In reality, corporations are acting in response to the broader culture. They are making self-interested decisions about how to profit off cultural shifts, and while such decisions do reinforce that evolution, they are a reaction to real, on-the-ground change.
This “decrying the Woke” is everywhere. The LA Dodgers were going to sponsor a drag group at the stadium, then they weren’t, then they were again. It provided lots of uproar. But the Dodgers also announced a “Christian Faith and Family Day” for late July. The former is seen as advocacy and the latter is just “normal promotion”.3
I don’t have an answer yet, but this asymmetry in anti-Woke sentiments has to be addressed. I heard this week from a friend whose middle schooler is regularly getting Praeger U videos in his social studies class. Nobody pushes back on that while Amanda Gorman’s inaugural poem is deemed inappropriate by a Florida parent.
We in the Woke Mob need to find ways of regularly telling the story of why we are committed to the things we are. We need to make clear that students’ well-being is at stake. If the War on Woke is now upon us, we have to treat it like the battle it is. It won’t change Ron DeSantis’ perspective, but it might just expose it as the cynical opportunism that it is.
If you aren’t paying attention to Bump’s Saturday newsletter, “How to Read This Chart”, you are really missing out.
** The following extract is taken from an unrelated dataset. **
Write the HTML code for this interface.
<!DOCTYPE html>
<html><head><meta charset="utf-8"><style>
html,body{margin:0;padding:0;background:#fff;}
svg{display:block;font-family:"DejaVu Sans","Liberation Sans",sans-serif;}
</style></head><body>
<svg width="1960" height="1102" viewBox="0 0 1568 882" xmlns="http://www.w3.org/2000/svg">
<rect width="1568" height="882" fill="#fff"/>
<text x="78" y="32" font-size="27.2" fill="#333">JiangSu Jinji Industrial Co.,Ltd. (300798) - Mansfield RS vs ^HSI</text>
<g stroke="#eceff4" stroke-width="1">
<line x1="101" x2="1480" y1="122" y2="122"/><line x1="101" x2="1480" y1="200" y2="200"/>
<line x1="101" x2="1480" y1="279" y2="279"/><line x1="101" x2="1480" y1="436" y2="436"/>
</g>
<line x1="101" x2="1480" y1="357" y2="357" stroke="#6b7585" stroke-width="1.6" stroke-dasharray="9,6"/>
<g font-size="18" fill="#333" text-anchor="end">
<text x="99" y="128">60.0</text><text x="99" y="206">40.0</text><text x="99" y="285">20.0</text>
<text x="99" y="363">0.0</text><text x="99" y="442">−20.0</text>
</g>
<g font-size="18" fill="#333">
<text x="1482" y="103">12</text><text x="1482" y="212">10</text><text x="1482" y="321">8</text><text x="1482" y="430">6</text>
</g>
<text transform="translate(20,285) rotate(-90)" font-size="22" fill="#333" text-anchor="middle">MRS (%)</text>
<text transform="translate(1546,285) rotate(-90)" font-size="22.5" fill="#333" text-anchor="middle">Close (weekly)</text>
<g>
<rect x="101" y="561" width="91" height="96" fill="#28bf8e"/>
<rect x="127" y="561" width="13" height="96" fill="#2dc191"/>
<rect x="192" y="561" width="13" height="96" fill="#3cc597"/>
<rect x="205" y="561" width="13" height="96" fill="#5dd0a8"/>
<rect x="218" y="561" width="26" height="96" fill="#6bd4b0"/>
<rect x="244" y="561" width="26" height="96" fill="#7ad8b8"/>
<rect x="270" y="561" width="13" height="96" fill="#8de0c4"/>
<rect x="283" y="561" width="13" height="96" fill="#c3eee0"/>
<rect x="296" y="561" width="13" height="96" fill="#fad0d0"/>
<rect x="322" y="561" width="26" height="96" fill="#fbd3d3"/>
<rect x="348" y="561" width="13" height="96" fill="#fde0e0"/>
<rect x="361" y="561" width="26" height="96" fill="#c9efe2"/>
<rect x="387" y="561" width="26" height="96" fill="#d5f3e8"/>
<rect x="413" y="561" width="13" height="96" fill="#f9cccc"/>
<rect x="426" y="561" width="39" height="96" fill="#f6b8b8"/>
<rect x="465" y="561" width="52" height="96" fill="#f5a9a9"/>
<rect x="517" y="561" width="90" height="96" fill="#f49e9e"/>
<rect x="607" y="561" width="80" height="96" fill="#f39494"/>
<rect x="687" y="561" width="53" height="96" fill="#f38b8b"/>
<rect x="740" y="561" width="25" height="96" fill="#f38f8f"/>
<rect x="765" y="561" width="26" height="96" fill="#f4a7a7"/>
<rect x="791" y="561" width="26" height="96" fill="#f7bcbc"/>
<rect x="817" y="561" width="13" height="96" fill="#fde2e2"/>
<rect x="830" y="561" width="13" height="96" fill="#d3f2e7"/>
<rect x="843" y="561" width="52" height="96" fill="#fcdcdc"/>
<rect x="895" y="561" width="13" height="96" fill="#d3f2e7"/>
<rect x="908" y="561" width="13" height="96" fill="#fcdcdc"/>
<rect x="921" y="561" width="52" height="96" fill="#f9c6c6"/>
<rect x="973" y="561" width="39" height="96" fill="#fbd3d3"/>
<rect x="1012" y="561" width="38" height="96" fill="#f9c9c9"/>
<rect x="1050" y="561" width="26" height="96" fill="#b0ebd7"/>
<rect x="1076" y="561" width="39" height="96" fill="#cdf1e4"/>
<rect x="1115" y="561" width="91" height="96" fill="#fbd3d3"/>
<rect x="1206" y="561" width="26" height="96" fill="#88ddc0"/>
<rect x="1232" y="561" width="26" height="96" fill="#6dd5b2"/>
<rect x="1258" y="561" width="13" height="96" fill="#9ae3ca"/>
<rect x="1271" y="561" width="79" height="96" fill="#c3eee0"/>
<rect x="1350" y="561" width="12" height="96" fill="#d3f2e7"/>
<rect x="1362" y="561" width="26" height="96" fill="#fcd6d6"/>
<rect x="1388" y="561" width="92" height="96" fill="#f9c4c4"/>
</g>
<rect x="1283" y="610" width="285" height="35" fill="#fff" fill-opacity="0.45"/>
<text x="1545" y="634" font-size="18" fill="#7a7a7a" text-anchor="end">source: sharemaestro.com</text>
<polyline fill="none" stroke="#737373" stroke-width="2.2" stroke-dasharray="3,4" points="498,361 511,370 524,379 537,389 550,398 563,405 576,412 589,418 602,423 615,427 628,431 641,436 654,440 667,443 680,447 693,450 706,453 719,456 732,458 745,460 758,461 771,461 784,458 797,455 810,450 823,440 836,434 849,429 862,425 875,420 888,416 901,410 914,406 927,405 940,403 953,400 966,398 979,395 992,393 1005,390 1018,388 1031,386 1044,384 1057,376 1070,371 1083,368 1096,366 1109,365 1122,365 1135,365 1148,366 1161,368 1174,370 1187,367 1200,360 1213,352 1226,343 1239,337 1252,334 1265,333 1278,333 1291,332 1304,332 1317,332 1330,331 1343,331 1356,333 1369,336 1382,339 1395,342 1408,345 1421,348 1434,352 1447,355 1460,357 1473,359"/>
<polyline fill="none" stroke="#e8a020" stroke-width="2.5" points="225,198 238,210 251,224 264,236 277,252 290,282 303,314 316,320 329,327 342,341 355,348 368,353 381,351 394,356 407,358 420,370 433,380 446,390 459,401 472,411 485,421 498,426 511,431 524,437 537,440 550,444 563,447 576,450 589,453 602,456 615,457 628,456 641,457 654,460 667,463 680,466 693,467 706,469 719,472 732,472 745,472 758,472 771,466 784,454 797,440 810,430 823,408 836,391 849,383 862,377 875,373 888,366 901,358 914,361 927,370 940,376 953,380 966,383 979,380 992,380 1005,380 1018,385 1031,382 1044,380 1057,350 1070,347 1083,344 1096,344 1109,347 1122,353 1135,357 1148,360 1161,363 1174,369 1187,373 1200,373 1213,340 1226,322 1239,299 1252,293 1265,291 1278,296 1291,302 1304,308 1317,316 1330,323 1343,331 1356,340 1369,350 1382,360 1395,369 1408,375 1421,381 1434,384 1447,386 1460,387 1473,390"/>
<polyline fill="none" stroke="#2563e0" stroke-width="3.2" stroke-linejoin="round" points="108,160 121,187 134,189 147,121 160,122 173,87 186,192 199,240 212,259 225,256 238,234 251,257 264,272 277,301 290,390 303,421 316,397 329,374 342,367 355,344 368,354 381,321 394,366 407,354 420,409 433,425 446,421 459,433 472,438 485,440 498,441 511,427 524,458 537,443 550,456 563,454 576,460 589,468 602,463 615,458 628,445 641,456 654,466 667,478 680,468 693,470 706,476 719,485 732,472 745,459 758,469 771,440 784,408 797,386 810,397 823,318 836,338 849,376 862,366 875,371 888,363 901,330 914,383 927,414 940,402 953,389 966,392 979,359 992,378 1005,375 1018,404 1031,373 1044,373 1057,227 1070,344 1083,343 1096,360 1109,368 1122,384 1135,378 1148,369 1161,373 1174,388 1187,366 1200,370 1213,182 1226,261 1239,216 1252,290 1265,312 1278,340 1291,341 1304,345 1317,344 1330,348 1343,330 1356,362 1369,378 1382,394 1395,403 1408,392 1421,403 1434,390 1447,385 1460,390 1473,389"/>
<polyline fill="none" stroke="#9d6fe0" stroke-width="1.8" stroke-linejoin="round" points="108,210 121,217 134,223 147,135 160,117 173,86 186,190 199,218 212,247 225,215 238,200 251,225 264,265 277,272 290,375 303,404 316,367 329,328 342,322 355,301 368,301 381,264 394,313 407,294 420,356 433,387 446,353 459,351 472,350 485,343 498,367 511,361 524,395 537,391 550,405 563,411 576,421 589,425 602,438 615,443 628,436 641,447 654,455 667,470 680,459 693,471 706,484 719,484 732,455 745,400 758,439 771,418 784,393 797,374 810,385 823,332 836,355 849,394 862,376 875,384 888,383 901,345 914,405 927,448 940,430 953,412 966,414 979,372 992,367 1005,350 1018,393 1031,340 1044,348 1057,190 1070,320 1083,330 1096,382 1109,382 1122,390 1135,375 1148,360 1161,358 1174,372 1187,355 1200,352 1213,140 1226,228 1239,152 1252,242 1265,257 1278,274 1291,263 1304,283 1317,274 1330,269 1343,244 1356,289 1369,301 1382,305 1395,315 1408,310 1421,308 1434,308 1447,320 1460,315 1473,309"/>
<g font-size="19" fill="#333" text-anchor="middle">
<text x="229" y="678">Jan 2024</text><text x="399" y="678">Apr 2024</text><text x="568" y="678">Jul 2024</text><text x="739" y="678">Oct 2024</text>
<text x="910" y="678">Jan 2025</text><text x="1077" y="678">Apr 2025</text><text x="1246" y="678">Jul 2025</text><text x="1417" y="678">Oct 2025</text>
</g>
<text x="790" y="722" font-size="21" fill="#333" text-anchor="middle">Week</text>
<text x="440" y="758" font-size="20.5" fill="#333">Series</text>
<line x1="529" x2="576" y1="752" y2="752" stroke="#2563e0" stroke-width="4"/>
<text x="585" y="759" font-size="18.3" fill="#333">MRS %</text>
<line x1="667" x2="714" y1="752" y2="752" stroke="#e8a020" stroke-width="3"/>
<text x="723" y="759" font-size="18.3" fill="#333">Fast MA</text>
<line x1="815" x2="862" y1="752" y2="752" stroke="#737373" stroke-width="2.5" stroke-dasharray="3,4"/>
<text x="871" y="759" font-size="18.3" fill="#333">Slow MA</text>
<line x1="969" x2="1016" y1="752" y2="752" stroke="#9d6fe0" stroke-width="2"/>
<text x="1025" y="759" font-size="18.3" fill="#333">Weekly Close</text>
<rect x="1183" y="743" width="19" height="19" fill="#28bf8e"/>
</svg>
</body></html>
A very quick Google search shows that you can buy Pride merchandise on Amazon, at Walmart, at J. Crew, at Kohl’s, and a host of other places. Why Target?
And don’t get me started on the military buying stadium seats in bulk so that the stadium can recognize the military in a great display of civil religion!
Is "woke mob" an oxymoron? In any case I am glad to be part of it. Greetings, my dear friend. I hope you are doing great.